| Task statement |
Copy out each line of the material in which the word "index" appears.

· · · · · · ·

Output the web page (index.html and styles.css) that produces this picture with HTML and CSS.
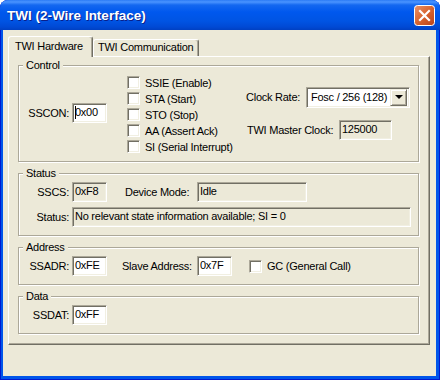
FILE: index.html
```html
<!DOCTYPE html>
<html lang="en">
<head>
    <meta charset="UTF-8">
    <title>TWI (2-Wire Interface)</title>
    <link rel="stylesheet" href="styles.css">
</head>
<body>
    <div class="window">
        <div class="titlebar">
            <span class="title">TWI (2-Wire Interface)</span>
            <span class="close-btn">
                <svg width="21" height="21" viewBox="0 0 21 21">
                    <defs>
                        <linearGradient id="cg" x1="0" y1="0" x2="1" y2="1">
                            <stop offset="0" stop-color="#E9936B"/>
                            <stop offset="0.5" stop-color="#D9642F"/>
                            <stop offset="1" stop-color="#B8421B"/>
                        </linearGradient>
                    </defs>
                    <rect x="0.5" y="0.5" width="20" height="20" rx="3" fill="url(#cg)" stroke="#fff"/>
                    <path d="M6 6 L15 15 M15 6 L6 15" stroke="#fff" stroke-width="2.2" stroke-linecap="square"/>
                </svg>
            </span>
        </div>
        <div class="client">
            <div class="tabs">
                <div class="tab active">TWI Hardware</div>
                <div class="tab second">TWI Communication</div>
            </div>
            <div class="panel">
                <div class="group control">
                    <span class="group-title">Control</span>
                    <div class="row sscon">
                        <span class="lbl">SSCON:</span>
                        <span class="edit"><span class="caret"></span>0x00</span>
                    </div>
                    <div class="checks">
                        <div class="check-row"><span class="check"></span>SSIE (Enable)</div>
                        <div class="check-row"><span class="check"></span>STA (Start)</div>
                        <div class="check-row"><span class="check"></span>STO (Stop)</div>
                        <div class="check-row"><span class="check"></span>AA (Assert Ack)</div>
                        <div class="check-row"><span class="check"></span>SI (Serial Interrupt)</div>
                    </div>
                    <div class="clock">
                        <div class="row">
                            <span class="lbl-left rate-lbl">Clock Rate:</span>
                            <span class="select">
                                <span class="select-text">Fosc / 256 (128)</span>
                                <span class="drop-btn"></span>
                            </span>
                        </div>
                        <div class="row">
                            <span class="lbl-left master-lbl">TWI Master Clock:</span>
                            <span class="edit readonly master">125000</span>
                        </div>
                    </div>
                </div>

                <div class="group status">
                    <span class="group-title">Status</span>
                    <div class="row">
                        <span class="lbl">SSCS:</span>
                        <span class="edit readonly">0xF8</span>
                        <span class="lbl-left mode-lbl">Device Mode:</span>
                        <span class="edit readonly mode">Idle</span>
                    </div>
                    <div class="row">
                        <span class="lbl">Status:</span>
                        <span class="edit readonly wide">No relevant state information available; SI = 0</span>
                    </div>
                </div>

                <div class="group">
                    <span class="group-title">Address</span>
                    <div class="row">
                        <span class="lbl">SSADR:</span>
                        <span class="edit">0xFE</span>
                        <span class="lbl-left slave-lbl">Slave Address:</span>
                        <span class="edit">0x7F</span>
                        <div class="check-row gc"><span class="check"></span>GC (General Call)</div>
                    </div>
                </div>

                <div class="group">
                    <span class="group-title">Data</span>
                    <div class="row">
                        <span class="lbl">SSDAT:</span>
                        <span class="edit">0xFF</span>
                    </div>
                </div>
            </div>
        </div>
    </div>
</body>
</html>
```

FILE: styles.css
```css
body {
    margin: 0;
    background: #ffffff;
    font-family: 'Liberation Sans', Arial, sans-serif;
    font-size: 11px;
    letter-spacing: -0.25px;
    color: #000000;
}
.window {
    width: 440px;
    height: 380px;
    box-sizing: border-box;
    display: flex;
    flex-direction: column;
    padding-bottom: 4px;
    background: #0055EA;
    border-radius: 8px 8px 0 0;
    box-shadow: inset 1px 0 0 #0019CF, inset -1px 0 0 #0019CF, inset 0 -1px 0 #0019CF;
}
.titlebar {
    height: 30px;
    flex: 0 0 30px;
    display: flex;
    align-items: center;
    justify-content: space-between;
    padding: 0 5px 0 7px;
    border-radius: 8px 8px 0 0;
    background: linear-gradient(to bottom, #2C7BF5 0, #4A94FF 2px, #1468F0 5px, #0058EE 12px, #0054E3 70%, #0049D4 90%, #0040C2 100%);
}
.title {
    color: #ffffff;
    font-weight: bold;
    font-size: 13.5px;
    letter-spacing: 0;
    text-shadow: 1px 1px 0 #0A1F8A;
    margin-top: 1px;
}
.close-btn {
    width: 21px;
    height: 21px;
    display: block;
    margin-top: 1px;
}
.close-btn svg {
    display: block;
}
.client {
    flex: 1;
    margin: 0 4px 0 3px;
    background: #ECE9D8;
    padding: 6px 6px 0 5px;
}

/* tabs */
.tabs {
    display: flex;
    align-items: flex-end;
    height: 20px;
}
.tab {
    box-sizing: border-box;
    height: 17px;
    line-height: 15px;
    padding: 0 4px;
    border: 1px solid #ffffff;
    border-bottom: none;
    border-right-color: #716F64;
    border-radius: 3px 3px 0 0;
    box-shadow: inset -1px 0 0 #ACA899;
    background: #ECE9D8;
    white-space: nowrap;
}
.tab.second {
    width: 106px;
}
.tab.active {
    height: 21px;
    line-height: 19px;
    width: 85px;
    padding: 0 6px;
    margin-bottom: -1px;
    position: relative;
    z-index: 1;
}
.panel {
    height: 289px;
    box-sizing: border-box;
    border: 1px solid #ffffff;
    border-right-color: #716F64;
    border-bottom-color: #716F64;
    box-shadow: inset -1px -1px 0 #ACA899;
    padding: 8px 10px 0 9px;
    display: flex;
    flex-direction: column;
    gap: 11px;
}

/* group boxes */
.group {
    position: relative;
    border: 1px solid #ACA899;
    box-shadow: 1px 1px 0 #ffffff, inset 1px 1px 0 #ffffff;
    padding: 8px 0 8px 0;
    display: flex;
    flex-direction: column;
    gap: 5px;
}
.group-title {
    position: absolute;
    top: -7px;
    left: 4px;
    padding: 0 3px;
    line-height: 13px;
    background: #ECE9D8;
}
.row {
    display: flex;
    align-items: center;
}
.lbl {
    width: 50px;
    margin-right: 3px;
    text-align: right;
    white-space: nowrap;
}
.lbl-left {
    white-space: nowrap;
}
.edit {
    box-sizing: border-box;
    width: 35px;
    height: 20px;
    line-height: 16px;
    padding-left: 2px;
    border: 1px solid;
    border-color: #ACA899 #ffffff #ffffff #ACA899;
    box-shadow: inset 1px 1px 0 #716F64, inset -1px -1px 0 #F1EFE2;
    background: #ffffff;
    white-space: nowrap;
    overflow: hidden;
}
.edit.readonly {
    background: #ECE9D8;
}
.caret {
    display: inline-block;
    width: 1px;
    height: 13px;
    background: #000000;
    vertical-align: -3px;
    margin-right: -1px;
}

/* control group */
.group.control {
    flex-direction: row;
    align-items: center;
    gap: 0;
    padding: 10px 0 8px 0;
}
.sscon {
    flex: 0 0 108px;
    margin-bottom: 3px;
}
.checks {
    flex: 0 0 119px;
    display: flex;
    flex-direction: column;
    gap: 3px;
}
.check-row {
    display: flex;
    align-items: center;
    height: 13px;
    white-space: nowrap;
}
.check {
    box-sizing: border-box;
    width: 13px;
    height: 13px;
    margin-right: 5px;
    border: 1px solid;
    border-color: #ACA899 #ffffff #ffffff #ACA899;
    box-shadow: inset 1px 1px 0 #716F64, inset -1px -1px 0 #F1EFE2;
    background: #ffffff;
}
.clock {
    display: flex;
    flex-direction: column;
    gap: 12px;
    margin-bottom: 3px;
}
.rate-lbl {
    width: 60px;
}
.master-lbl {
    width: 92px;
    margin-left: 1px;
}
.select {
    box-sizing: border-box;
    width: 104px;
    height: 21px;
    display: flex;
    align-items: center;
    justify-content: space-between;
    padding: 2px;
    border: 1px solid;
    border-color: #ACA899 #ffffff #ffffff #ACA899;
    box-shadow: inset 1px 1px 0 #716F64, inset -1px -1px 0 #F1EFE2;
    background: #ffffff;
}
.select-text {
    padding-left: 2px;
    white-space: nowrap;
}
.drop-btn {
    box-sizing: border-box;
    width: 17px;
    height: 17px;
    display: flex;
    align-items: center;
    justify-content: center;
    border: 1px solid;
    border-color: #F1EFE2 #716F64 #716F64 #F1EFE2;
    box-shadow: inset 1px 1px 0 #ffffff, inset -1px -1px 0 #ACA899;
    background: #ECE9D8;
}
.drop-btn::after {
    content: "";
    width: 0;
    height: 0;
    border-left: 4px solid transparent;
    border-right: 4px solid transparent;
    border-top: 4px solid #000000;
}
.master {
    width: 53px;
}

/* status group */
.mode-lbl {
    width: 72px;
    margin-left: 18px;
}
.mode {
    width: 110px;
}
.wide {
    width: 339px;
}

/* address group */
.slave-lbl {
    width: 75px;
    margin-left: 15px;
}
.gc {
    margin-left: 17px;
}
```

· · · · · · ·

| Written solution |
Output the web page (index.html and styles.css) that produces this picture with HTML and CSS.
FILE: index.html
    z-index: 1;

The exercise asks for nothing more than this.